The dinner was on New Year's Eve. A marquee the size of a pyramid, belly dancers and fire eaters. Our table full of clingy couples, no fun at all. Next door, the boys. And, oh, what boys: they were speaking French, they were gorgeous. But just to make sure, we had to slink past their table every time we wanted to reach the dance floor.

Kate organised everything. "Mine's the one on this side, with the stripey T-shirt" (no bow ties here). "I think yours is the one opposite." As midnight approached, two of them left - disaster! But only to sneak out to the liquor store, and return with golden whisky in a rucksack. By chance, we were dawdling by their table when the clock struck 12, and before you can say "Auld Lang Syne" we had become friends, and it was clear that the one with the stripy T-shirt was mine, and Alex (with the green eyes) was Kate's.

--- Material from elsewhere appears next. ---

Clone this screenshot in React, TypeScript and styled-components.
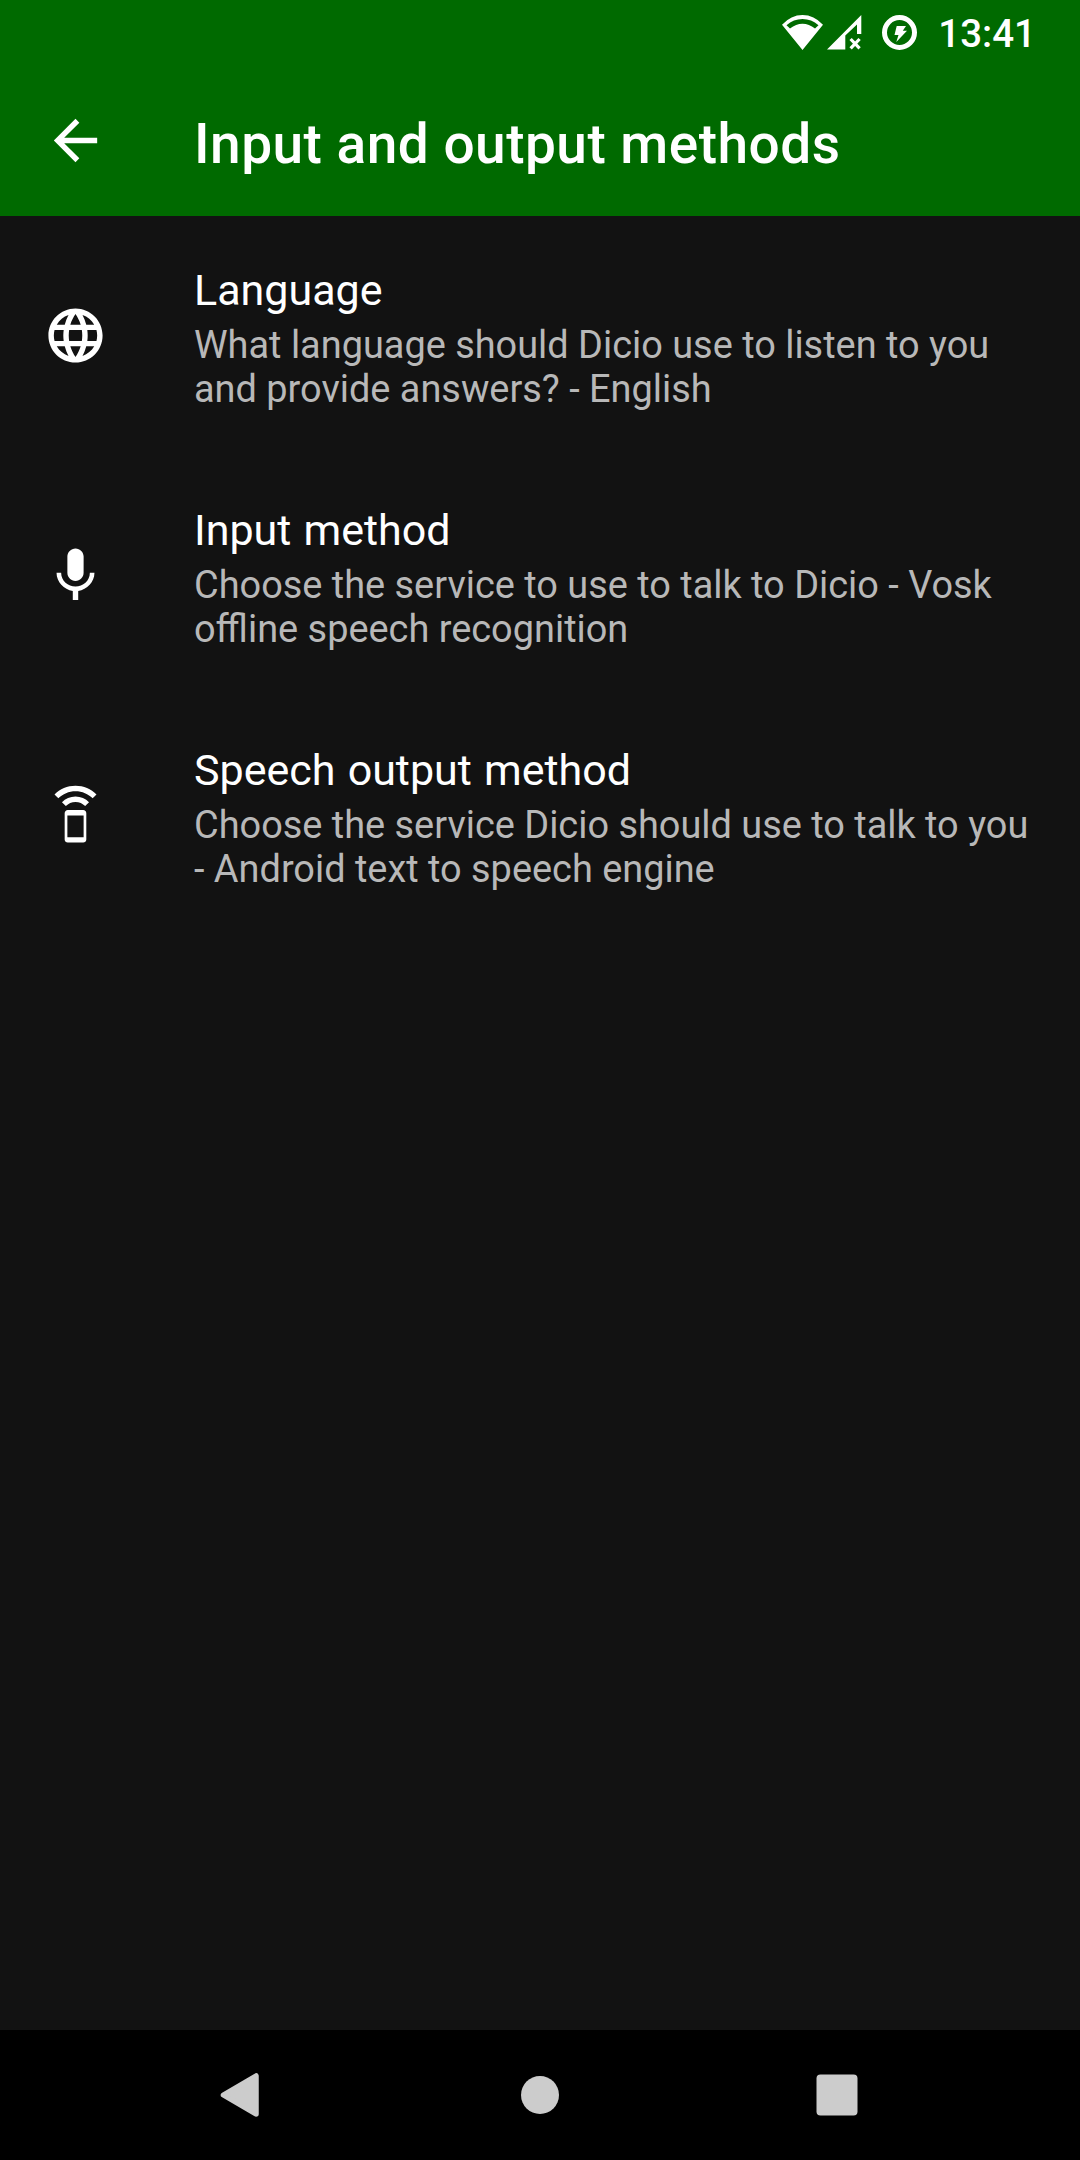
import React from 'react';
import styled, { createGlobalStyle } from 'styled-components';

const GlobalStyle = createGlobalStyle`
  * { box-sizing: border-box; }
  body { margin: 0; background: #121212; font-family: Roboto, sans-serif; }
`;

const Screen = styled.div`
  display: flex;
  flex-direction: column;
  width: 1080px;
  height: 2160px;
  background: #121212;
  color: #fff;
`;

const StatusBar = styled.div`
  display: flex;
  align-items: center;
  justify-content: flex-end;
  height: 66px;
  padding-right: 44px;
  background: #006a00;
`;

const StatusIcon = styled.svg<{ $gap: number }>`
  width: 36px;
  height: 36px;
  margin-right: ${(p) => p.$gap}px;
  overflow: visible;
  fill: #fff;
`;

const Clock = styled.span`
  padding-top: 2px;
  font-size: 38.5px;
  font-weight: 500;
  line-height: 46px;
`;

const AppBar = styled.header`
  display: flex;
  align-items: center;
  height: 150px;
  padding: 0 43px;
  background: #006a00;
`;

const Icon = styled.svg`
  flex: none;
  width: 65px;
  height: 65px;
  margin-bottom: 1px;
  fill: #fff;
`;

const BackButton = styled.button`
  display: flex;
  padding: 0;
  margin: 0 86px 0 0;
  border: 0;
  background: none;
`;

const Title = styled.h1`
  margin: 5px 0 0;
  font-size: 55px;
  font-weight: 500;
  line-height: 64px;
  letter-spacing: 0.48px;
`;

const List = styled.main`
  flex: 1;
  display: flex;
  flex-direction: column;
`;

const Row = styled.section`
  display: flex;
  align-items: center;
  gap: 86px;
  height: 240px;
  padding: 0 43px;
`;

const RowText = styled.div`
  flex: 1;
  padding-top: 1px;
`;

const RowTitle = styled.h2`
  margin: 0 0 4px;
  font-size: 43px;
  font-weight: 400;
  line-height: 57px;
  word-spacing: 1.5px;
`;

const Summary = styled.p`
  margin: 0;
  color: #b8b8b8;
  font-size: 37.9px;
  line-height: 44px;
  white-space: nowrap;
`;

const NavBar = styled.nav`
  display: flex;
  align-items: center;
  justify-content: center;
  gap: 219px;
  height: 130px;
  background: #000;
`;

const NavIcon = styled.svg`
  width: 78px;
  height: 78px;
  fill: #ccc;
`;

const rows = [
  {
    title: 'Language',
    lines: ['What language should Dicio use to listen to you', 'and provide answers? - English'],
    path: 'M11.99 2C6.47 2 2 6.48 2 12s4.47 10 9.99 10C17.52 22 22 17.52 22 12S17.52 2 11.99 2zm6.93 6h-2.95c-.32-1.25-.78-2.45-1.38-3.56 1.84.63 3.37 1.91 4.33 3.56zM12 4.04c.83 1.2 1.48 2.53 1.91 3.96h-3.82c.43-1.43 1.08-2.76 1.91-3.96zM4.26 14C4.1 13.36 4 12.69 4 12s.1-1.36.26-2h3.38c-.08.66-.14 1.32-.14 2s.06 1.34.14 2H4.26zm.82 2h2.95c.32 1.25.78 2.45 1.38 3.56-1.84-.63-3.37-1.9-4.33-3.56zm2.95-8H5.08c.96-1.66 2.49-2.93 4.33-3.56C8.81 5.55 8.35 6.75 8.03 8zM12 19.96c-.83-1.2-1.48-2.53-1.91-3.96h3.82c-.43 1.43-1.08 2.76-1.91 3.96zM14.34 14H9.66c-.09-.66-.16-1.32-.16-2s.07-1.35.16-2h4.68c.09.65.16 1.32.16 2s-.07 1.34-.16 2zm.25 5.56c.6-1.11 1.06-2.31 1.38-3.56h2.95c-.96 1.65-2.49 2.93-4.33 3.56zM16.36 14c.08-.66.14-1.32.14-2s-.06-1.34-.14-2h3.38c.16.64.26 1.31.26 2s-.1 1.36-.26 2h-3.38z',
  },
  {
    title: 'Input method',
    lines: ['Choose the service to use to talk to Dicio - Vosk', 'offline speech recognition'],
    path: 'M12 14c1.66 0 2.99-1.34 2.99-3L15 5c0-1.66-1.34-3-3-3S9 3.34 9 5v6c0 1.66 1.34 3 3 3zm5.3-3c0 3-2.54 5.1-5.3 5.1S6.7 14 6.7 11H5c0 3.41 2.72 6.23 6 6.72V21h2v-3.28c3.28-.48 6-3.3 6-6.72h-1.7z',
  },
  {
    title: 'Speech output method',
    lines: ['Choose the service Dicio should use to talk to you', '- Android text to speech engine'],
    path: 'M7 7.07L8.43 8.5c.91-.91 2.18-1.5 3.57-1.5s2.66.59 3.57 1.5L17 7.07C15.72 5.79 13.95 5 12 5s-3.72.79-5 2.07zM12 1C8.98 1 6.24 2.23 4.25 4.21l1.41 1.41C7.28 4 9.53 3 12 3s4.72 1 6.34 2.62l1.41-1.41C17.76 2.23 15.02 1 12 1zm2.86 9.01L9.14 10C8.51 10 8 10.51 8 11.14v9.71c0 .63.51 1.14 1.14 1.14h5.71c.63 0 1.14-.51 1.14-1.14v-9.71c.01-.63-.5-1.13-1.13-1.13zM15 20H9v-8h6v8z',
  },
];

export default function App() {
  return (
    <Screen>
      <GlobalStyle />
      <StatusBar>
        <StatusIcon $gap={6} viewBox="0 0 36 36">
          <path fillRule="evenodd" d="M17.5 35L-3 9.7Q6 0 17.5 0T38 9.7zM1.5 10.2L5 13.5Q11 8.8 17.5 8.8T30 13.5L33.5 10.2Q26.5 4 17.5 4T1.5 10.2z" />
        </StatusIcon>
        <StatusIcon $gap={19} viewBox="0 0 36 36">
          <path fillRule="evenodd" d="M0 34.5L34.3 0V19H30V9.5L18.3 20.5V34.5z" />
          <path d="M23.6 24L32.6 33.4M32.6 24L23.6 33.4" stroke="#fff" strokeWidth="3.2" />
        </StatusIcon>
        <StatusIcon $gap={20} viewBox="0 0 36 36">
          <circle cx="17.5" cy="17.5" r="15" fill="none" stroke="#fff" strokeWidth="5" />
          <path d="M14.7 11H24L20.8 15.8H25L14.3 27L16.5 20H12.5z" />
        </StatusIcon>
        <Clock>13:41</Clock>
      </StatusBar>
      <AppBar>
        <BackButton aria-label="Back">
          <Icon viewBox="0 0 24 24">
            <path d="M20 11H7.83l5.59-5.59L12 4l-8 8 8 8 1.41-1.41L7.83 13H20v-2z" />
          </Icon>
        </BackButton>
        <Title>Input and output methods</Title>
      </AppBar>
      <List>
        {rows.map((row) => (
          <Row key={row.title}>
            <Icon viewBox="0 0 24 24">
              <path d={row.path} />
            </Icon>
            <RowText>
              <RowTitle>{row.title}</RowTitle>
              {row.lines.map((line) => (
                <Summary key={line}>{line}</Summary>
              ))}
            </RowText>
          </Row>
        ))}
      </List>
      <NavBar>
        <NavIcon viewBox="0 0 78 78">
          <path d="M52 20V58L19.5 39z" stroke="#ccc" strokeWidth="5.5" strokeLinejoin="round" />
        </NavIcon>
        <NavIcon viewBox="0 0 78 78">
          <circle cx="39" cy="39" r="19" />
        </NavIcon>
        <NavIcon viewBox="0 0 78 78">
          <rect x="18.5" y="18.5" width="41" height="41" rx="4" />
        </NavIcon>
      </NavBar>
    </Screen>
  );
}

The palm fronds billowed in the warm early morning air, the chips were traded in the casino, champagne was drunk, the dancing commenced. Deep and meaningful glances were exchanged. Even a little French was spoken. The sun came up to find us, weary revellers, drifting off to sweet dreams of a new year. Sometime after the hangover, we met on the beach, ("they won't be late," said Kate, "they're Swiss, remember"), best bikinis at the ready; me in something borrowed and blue since suddenly, remarkably, I had nothing to wear; he in lashings of aftershave.("Be careful," warned a friend later who had lived in Switzerland, "you know what Swiss men are like: safe as houses.").

I wish I could say I fell in love, but you know as well as I do that life isn't like that. Not often, anyway. The sun continued to shine, the sand still crawled between our toes, the sea still swished in and out, but the boys were still boys and left us hanging on the telephone. We did meet once more, Yves and I, in Paris, where the sea and sand were replaced by pink Easter blossom; the sun shone, and there was dancing, but no magic.

And all that's left is a faded photograph of Yves and I; a friendship made in heaven, but not built to last. I have my memories of him, soft lips on my neck, carrying me out of the casino as the sun rose, and no doubt he has his of me, the 27-year-old I haven't been for a long, long time, and the 17-year-old I felt that night.